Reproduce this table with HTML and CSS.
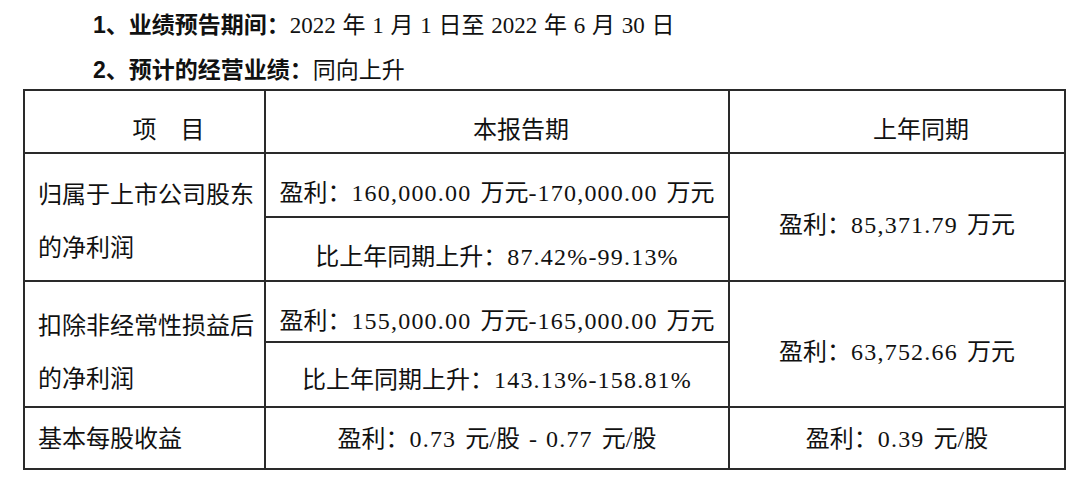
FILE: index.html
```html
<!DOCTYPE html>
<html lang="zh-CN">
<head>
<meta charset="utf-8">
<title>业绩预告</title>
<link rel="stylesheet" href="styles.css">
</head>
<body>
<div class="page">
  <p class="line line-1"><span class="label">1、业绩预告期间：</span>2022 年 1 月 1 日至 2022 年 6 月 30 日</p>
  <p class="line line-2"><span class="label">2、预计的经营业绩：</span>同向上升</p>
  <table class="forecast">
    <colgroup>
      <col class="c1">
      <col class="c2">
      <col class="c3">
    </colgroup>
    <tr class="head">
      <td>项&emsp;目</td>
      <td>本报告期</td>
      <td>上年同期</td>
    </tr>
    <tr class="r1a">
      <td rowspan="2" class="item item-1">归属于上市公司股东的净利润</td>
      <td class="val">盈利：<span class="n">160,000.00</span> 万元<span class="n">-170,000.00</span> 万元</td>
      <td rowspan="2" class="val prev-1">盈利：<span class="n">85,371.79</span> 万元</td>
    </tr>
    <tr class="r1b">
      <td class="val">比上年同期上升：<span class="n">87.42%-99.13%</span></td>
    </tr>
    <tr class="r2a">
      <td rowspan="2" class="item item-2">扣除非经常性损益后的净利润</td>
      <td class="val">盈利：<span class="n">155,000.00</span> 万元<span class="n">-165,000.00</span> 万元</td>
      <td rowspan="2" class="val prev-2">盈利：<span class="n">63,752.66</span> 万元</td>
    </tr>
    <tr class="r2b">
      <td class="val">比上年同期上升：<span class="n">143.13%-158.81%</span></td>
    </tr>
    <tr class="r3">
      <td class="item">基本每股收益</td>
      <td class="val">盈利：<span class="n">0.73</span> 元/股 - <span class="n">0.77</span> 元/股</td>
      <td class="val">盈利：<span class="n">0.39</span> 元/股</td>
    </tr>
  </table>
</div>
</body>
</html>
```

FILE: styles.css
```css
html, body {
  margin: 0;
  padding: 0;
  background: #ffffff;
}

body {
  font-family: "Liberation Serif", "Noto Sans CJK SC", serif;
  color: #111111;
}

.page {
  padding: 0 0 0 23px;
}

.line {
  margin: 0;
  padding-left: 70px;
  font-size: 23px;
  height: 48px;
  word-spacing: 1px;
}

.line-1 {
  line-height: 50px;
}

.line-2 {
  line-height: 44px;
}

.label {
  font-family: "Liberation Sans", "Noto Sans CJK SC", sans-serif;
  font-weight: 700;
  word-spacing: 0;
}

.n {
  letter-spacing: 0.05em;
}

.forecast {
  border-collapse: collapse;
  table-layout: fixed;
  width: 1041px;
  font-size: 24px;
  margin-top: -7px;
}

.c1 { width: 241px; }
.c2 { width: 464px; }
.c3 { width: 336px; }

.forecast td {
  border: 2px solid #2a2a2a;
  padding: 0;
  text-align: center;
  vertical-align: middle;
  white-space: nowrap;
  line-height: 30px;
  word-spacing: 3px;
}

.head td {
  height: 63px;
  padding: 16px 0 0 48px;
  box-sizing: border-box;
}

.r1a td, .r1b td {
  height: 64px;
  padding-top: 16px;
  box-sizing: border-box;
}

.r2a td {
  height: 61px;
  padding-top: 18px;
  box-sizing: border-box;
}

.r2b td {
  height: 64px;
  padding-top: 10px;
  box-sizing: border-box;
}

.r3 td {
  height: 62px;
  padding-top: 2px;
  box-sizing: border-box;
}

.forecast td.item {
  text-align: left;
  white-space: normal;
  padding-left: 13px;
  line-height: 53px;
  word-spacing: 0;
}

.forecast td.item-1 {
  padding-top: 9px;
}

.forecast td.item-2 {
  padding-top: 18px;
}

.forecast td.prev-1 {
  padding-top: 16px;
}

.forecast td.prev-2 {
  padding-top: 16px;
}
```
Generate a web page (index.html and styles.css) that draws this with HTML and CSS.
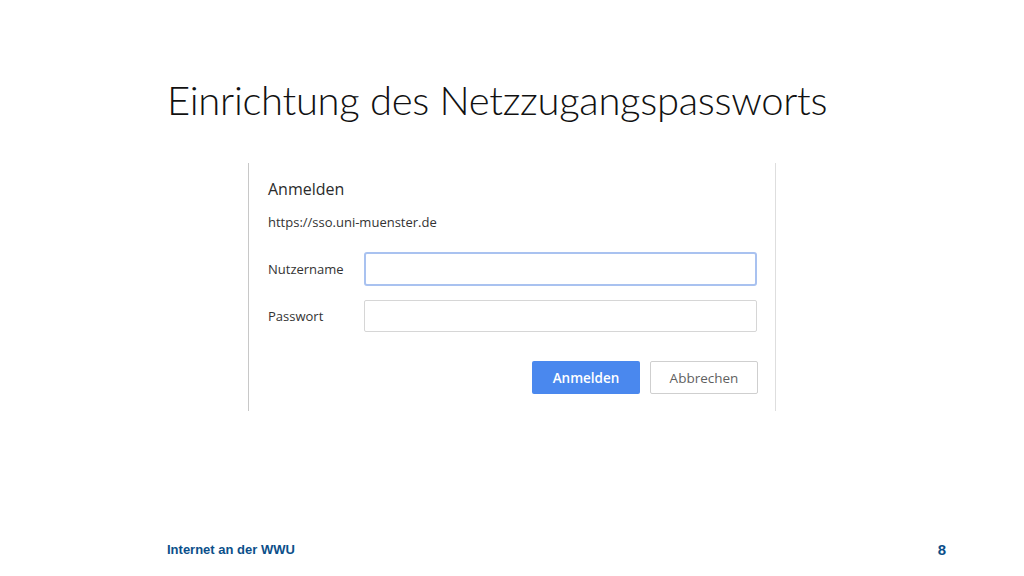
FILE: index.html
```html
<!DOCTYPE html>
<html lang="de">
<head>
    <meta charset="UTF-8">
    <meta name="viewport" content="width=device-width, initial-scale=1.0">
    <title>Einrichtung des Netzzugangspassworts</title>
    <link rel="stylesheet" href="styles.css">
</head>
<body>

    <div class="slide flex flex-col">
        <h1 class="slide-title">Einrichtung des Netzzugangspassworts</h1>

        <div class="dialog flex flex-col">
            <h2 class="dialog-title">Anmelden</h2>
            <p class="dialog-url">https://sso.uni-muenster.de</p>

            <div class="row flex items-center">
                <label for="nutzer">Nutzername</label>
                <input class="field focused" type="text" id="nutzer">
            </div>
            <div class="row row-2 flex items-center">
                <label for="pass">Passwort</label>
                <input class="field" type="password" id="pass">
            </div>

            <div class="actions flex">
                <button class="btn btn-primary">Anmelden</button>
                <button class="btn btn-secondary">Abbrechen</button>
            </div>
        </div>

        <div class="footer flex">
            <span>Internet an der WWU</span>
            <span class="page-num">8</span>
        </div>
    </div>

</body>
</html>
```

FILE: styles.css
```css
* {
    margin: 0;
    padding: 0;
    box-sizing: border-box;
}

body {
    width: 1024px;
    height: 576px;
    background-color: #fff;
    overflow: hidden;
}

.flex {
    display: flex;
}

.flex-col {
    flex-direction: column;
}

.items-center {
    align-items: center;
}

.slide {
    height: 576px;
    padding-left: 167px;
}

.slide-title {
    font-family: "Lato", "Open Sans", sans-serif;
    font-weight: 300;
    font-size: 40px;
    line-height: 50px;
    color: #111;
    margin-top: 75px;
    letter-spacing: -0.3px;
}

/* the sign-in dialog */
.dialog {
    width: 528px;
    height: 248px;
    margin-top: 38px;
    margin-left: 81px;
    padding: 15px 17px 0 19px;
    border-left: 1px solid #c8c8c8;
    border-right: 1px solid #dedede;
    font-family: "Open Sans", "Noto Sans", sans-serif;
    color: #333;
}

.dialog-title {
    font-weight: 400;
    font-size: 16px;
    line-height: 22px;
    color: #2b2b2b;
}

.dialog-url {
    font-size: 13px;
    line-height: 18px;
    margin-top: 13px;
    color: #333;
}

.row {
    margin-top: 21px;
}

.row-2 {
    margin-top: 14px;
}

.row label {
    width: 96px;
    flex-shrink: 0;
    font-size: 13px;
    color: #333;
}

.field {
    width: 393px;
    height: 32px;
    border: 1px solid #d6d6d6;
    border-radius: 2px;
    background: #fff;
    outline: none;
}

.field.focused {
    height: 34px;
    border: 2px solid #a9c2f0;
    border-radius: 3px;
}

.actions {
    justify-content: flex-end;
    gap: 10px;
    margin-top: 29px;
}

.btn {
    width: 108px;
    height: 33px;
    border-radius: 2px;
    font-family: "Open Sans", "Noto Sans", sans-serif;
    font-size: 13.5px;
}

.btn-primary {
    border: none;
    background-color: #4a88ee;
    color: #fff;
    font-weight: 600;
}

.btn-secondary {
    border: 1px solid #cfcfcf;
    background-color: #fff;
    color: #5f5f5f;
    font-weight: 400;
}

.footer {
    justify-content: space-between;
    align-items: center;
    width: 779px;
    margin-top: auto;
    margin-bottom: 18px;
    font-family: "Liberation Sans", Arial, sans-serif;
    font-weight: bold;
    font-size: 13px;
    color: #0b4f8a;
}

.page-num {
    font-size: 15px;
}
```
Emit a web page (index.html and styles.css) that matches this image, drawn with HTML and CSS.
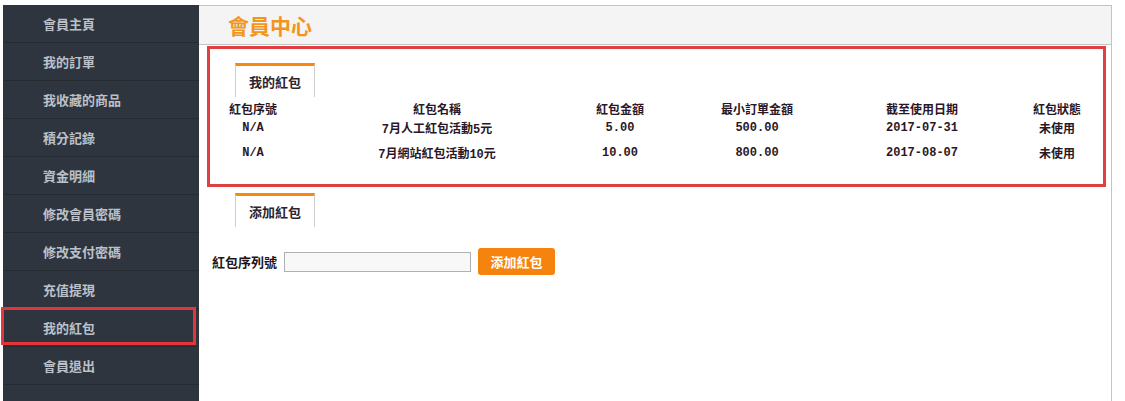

========

* [Problem details] Your task is to set down the records shown above exactly, minus any pictures.

* [Solution for this problem]
Reproduce this table with HTML and CSS.
FILE: index.html
```html
<!DOCTYPE html>
<html lang="zh-CN">
<head>
<meta charset="utf-8">
<title>业绩预告</title>
<link rel="stylesheet" href="styles.css">
</head>
<body>
<div class="page">
  <p class="line line-1"><span class="label">1、业绩预告期间：</span>2022 年 1 月 1 日至 2022 年 6 月 30 日</p>
  <p class="line line-2"><span class="label">2、预计的经营业绩：</span>同向上升</p>
  <table class="forecast">
    <colgroup>
      <col class="c1">
      <col class="c2">
      <col class="c3">
    </colgroup>
    <tr class="head">
      <td>项&emsp;目</td>
      <td>本报告期</td>
      <td>上年同期</td>
    </tr>
    <tr class="r1a">
      <td rowspan="2" class="item item-1">归属于上市公司股东的净利润</td>
      <td class="val">盈利：<span class="n">160,000.00</span> 万元<span class="n">-170,000.00</span> 万元</td>
      <td rowspan="2" class="val prev-1">盈利：<span class="n">85,371.79</span> 万元</td>
    </tr>
    <tr class="r1b">
      <td class="val">比上年同期上升：<span class="n">87.42%-99.13%</span></td>
    </tr>
    <tr class="r2a">
      <td rowspan="2" class="item item-2">扣除非经常性损益后的净利润</td>
      <td class="val">盈利：<span class="n">155,000.00</span> 万元<span class="n">-165,000.00</span> 万元</td>
      <td rowspan="2" class="val prev-2">盈利：<span class="n">63,752.66</span> 万元</td>
    </tr>
    <tr class="r2b">
      <td class="val">比上年同期上升：<span class="n">143.13%-158.81%</span></td>
    </tr>
    <tr class="r3">
      <td class="item">基本每股收益</td>
      <td class="val">盈利：<span class="n">0.73</span> 元/股 - <span class="n">0.77</span> 元/股</td>
      <td class="val">盈利：<span class="n">0.39</span> 元/股</td>
    </tr>
  </table>
</div>
</body>
</html>
```

FILE: styles.css
```css
html, body {
  margin: 0;
  padding: 0;
  background: #ffffff;
}

body {
  font-family: "Liberation Serif", "Noto Sans CJK SC", serif;
  color: #111111;
}

.page {
  padding: 0 0 0 23px;
}

.line {
  margin: 0;
  padding-left: 70px;
  font-size: 23px;
  height: 48px;
  word-spacing: 1px;
}

.line-1 {
  line-height: 50px;
}

.line-2 {
  line-height: 44px;
}

.label {
  font-family: "Liberation Sans", "Noto Sans CJK SC", sans-serif;
  font-weight: 700;
  word-spacing: 0;
}

.n {
  letter-spacing: 0.05em;
}

.forecast {
  border-collapse: collapse;
  table-layout: fixed;
  width: 1041px;
  font-size: 24px;
  margin-top: -7px;
}

.c1 { width: 241px; }
.c2 { width: 464px; }
.c3 { width: 336px; }

.forecast td {
  border: 2px solid #2a2a2a;
  padding: 0;
  text-align: center;
  vertical-align: middle;
  white-space: nowrap;
  line-height: 30px;
  word-spacing: 3px;
}

.head td {
  height: 63px;
  padding: 16px 0 0 48px;
  box-sizing: border-box;
}

.r1a td, .r1b td {
  height: 64px;
  padding-top: 16px;
  box-sizing: border-box;
}

.r2a td {
  height: 61px;
  padding-top: 18px;
  box-sizing: border-box;
}

.r2b td {
  height: 64px;
  padding-top: 10px;
  box-sizing: border-box;
}

.r3 td {
  height: 62px;
  padding-top: 2px;
  box-sizing: border-box;
}

.forecast td.item {
  text-align: left;
  white-space: normal;
  padding-left: 13px;
  line-height: 53px;
  word-spacing: 0;
}

.forecast td.item-1 {
  padding-top: 9px;
}

.forecast td.item-2 {
  padding-top: 18px;
}

.forecast td.prev-1 {
  padding-top: 16px;
}

.forecast td.prev-2 {
  padding-top: 16px;
}
```
Generate a web page (index.html and styles.css) that draws this with HTML and CSS.
FILE: index.html
```html
<!DOCTYPE html>
<html lang="de">
<head>
    <meta charset="UTF-8">
    <meta name="viewport" content="width=device-width, initial-scale=1.0">
    <title>Einrichtung des Netzzugangspassworts</title>
    <link rel="stylesheet" href="styles.css">
</head>
<body>

    <div class="slide flex flex-col">
        <h1 class="slide-title">Einrichtung des Netzzugangspassworts</h1>

        <div class="dialog flex flex-col">
            <h2 class="dialog-title">Anmelden</h2>
            <p class="dialog-url">https://sso.uni-muenster.de</p>

            <div class="row flex items-center">
                <label for="nutzer">Nutzername</label>
                <input class="field focused" type="text" id="nutzer">
            </div>
            <div class="row row-2 flex items-center">
                <label for="pass">Passwort</label>
                <input class="field" type="password" id="pass">
            </div>

            <div class="actions flex">
                <button class="btn btn-primary">Anmelden</button>
                <button class="btn btn-secondary">Abbrechen</button>
            </div>
        </div>

        <div class="footer flex">
            <span>Internet an der WWU</span>
            <span class="page-num">8</span>
        </div>
    </div>

</body>
</html>
```

FILE: styles.css
```css
* {
    margin: 0;
    padding: 0;
    box-sizing: border-box;
}

body {
    width: 1024px;
    height: 576px;
    background-color: #fff;
    overflow: hidden;
}

.flex {
    display: flex;
}

.flex-col {
    flex-direction: column;
}

.items-center {
    align-items: center;
}

.slide {
    height: 576px;
    padding-left: 167px;
}

.slide-title {
    font-family: "Lato", "Open Sans", sans-serif;
    font-weight: 300;
    font-size: 40px;
    line-height: 50px;
    color: #111;
    margin-top: 75px;
    letter-spacing: -0.3px;
}

/* the sign-in dialog */
.dialog {
    width: 528px;
    height: 248px;
    margin-top: 38px;
    margin-left: 81px;
    padding: 15px 17px 0 19px;
    border-left: 1px solid #c8c8c8;
    border-right: 1px solid #dedede;
    font-family: "Open Sans", "Noto Sans", sans-serif;
    color: #333;
}

.dialog-title {
    font-weight: 400;
    font-size: 16px;
    line-height: 22px;
    color: #2b2b2b;
}

.dialog-url {
    font-size: 13px;
    line-height: 18px;
    margin-top: 13px;
    color: #333;
}

.row {
    margin-top: 21px;
}

.row-2 {
    margin-top: 14px;
}

.row label {
    width: 96px;
    flex-shrink: 0;
    font-size: 13px;
    color: #333;
}

.field {
    width: 393px;
    height: 32px;
    border: 1px solid #d6d6d6;
    border-radius: 2px;
    background: #fff;
    outline: none;
}

.field.focused {
    height: 34px;
    border: 2px solid #a9c2f0;
    border-radius: 3px;
}

.actions {
    justify-content: flex-end;
    gap: 10px;
    margin-top: 29px;
}

.btn {
    width: 108px;
    height: 33px;
    border-radius: 2px;
    font-family: "Open Sans", "Noto Sans", sans-serif;
    font-size: 13.5px;
}

.btn-primary {
    border: none;
    background-color: #4a88ee;
    color: #fff;
    font-weight: 600;
}

.btn-secondary {
    border: 1px solid #cfcfcf;
    background-color: #fff;
    color: #5f5f5f;
    font-weight: 400;
}

.footer {
    justify-content: space-between;
    align-items: center;
    width: 779px;
    margin-top: auto;
    margin-bottom: 18px;
    font-family: "Liberation Sans", Arial, sans-serif;
    font-weight: bold;
    font-size: 13px;
    color: #0b4f8a;
}

.page-num {
    font-size: 15px;
}
```
Emit a web page (index.html and styles.css) that matches this image, drawn with HTML and CSS.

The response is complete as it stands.